Откуда пришла к Сохо его «беспутность» — не вполне ясно. Чуть к востоку окрестности Сент-Мартинз-лейн уже населяли художники и мастеровые, потрафлявшие вкусам богачей и модников. Там начали возникать художественные мастерские и училища, а попутно — неизбежные таверны и кофейни. Но напрямую все это с Сохо не связано. Более важную роль сыграл внезапный наплыв французов-иммигрантов. Об окрестностях Ньюпорт-маркета и Олд-Комптон-стрит Мейтленд [119] писал, что «многие части прихода в изобилии населены французами, так что нездешний человек легко может вообразить себя во Франции». К 1688 году более восьмисот пустовавших или только что построенных домов были заселены гугенотами, которые открыли на первых этажах характерные для Сохо заведения — «настоящие французские магазины», дешевые кафе и рестораны «точь-в-точь как у парижских застав». Постепенно новый район Лондона обретал все большее сходство с французской столицей. Эта атмосфера держалась более 150 лет: в 1844 году Сохо все еще называли «своего рода малой Францией». Отмечалось, что «магазины здесь в большинстве своем чисто французские, явно предназначенные только для удовлетворения нужд землячества. Детей учат во французских школах, в винной лавке или ресторане на вошедшего англичанина взглянут с удивлением». В Сохо начала XXI века самое, возможно, известное заведение — «Йоркская церковь», иначе «Французский паб», в обиходной речи именуемый просто «Французский»; здесь во время Второй мировой войны встречались деятели французского Сопротивления. Вот вам еще один пример того, как крохотный участок Лондона — всего несколько улиц да рынок — столетие за столетием сохраняет свою традиционную культуру.

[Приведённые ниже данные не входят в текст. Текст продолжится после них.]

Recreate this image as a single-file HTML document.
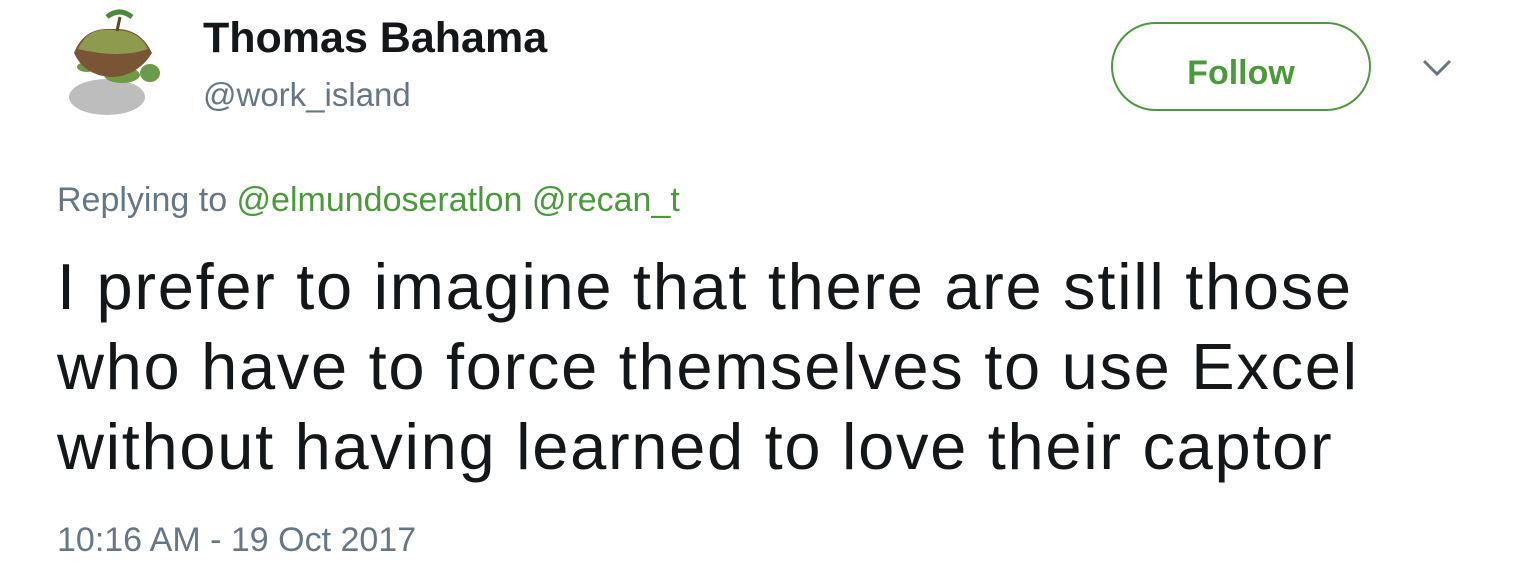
<!DOCTYPE html>
<html><head><style>
body{margin:0;width:1514px;height:577px;background:#fff;font-family:"Liberation Sans",sans-serif;position:relative;overflow:hidden}
.a{position:absolute;white-space:nowrap}
</style></head><body>
<svg class="a" style="left:62px;top:5px" width="110" height="115" viewBox="0 0 110 115">
<ellipse cx="45" cy="92" rx="38" ry="18" fill="#bdbdbd"/>
<ellipse cx="60" cy="70" rx="18" ry="8" fill="#6f9a45"/>
<ellipse cx="25" cy="62" rx="10" ry="5" fill="#6f9a45"/>
<path d="M12 48 Q22 22 50 24 Q78 22 90 48 Q75 72 48 72 Q22 70 12 48Z" fill="#7a5535"/>
<path d="M16 44 Q26 22 50 25 Q76 24 86 44 Q58 54 16 44Z" fill="#8e9a4e"/>
<ellipse cx="88" cy="68" rx="10" ry="9" fill="#6a9a4a"/>
<path d="M55 26 L58 12" stroke="#5a4a2a" stroke-width="3"/>
<path d="M45 12 Q57 2 70 12" stroke="#4a8a3a" stroke-width="5" fill="none"/>
</svg>
<div class="a" style="left:203px;top:14px;font-size:43px;font-weight:bold;color:#14171a">Thomas Bahama</div>
<div class="a" style="left:203px;top:76px;font-size:33px;color:#657786">@work_island</div>
<div class="a" style="left:1111px;top:22px;width:256px;height:85px;border:2px solid #4a9a3a;border-radius:45px;text-align:center;line-height:99px;font-size:34px;font-weight:bold;color:#4a9a3a">Follow</div>
<svg class="a" style="left:1422px;top:58px" width="30" height="20"><path d="M2 3 L15 16 L28 3" stroke="#657786" stroke-width="3" fill="none"/></svg>
<div class="a" style="left:57px;top:181px;font-size:34px;color:#657786">Replying to <span style="color:#4a9a3a">@elmundoseratlon @recan_t</span></div>
<div class="a" style="left:57px;top:247px;font-size:65px;letter-spacing:1.7px;line-height:80px;color:#14171a">I prefer to imagine that there are still those<br>who have to force themselves to use Excel<br>without having learned to love their captor</div>
<div class="a" style="left:57px;top:521px;font-size:34px;color:#657786">10:16 AM - 19 Oct 2017</div>
</body></html>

Но своеобразная атмосфера места, населенного французскими иммигрантами, где на англичанина смотрели «с удивлением», рождала, в свой черед, у приезжих из других стран ощущение большей безопасности, чем в каком бы то ни было ином районе Лондона. В некоторых отношениях это была «не-Англия». «Из составных частей диковинной беспокойной смеси, именуемой Лондоном, — писал Голсуорси в „Саге о Форсайтах“, — Сохо, возможно, более всех противоречит форсайтовскому духу… Неряшливый, полный греков, отщепенцев, котов, итальянцев, помидоров, ресторанов, шарманок, цветастых тканей, странных фамилий, лиц за окнами верхних этажей, этот район пребывает вне британской системы». Сохо с самого начала был смешанным районом как в демографическом, так и в торгово-ремесленном плане. «Эта часть города, — говорится в одном путеводителе, — служит также главным местом встреч для живущих в Лондоне иностранцев, многие из которых подвизаются по художественной или механической части». Здесь были крупные магазины мебели всевозможных эпох и культур, лавки древностей и диковин, полные разнообразных реликвий времен древнего Рима или Габсбургов; здесь торговали музыкальными инструментами, гравюрами и эстампами, фарфором, книгами; в здешних тавернах собирались художники и ценители литературы. Нынешних поэтов и художников по-прежнему привлекают здешние заведения — такие, как «Французский паб» и «Комната в колонии».

Передача свойств из эпохи в эпоху — явление не вполне объяснимое. Порой сообщество, так сказать, непрерывно рекламирует само себя: репутация места привлекает туда новых жителей соответствующего склада. Правда, в других случаях этот механизм почему-то не срабатывает и район просто вспыхивает и гаснет. А может быть, в Сохо еще не выветрилась та, первоначальная атмосфера свободы и своеобразия, которую создали гугеноты, вырвавшиеся на волю из враждебного окружения? Вслед за ними здесь появились иммигранты из других стран — России, Венгрии, Италии, Греции. На кладбище при церкви Сент-Энн-Сохо была табличка с надписью: «Близ места сего покоится Теодор, король Корсиканский, умерший в этом приходе 11 декабря 1756 года сразу после освобождения из тюрьмы Королевской скамьи по Акту о несостоятельных должниках; в согласии с означенным Актом он передал королевство свое Корсику кредиторам в погашение долга». Он получил корону в марте 1736 года, но не мог собрать денег, чтобы расплатиться со своей армией; он поехал в Лондон, где, оказавшись должником, вскоре угодил в тюрьму. Выпущенный 10 декабря 1756 года, он сел в портшез и отправился к одному портному, своему знакомому, жившему на Литтл-Чепел-стрит-Сохо. Но на другой день король скончался, и похороны его оплатил некий москательщик с Олд-Комптон-стрит. Итак, посреди Сохо, подкрепляя славу района как некоего зарубежья в самом центре Лондона, находится могила иноземного монарха. Этого нищего изгнанника можно при желании считать подлинным королем Сохо.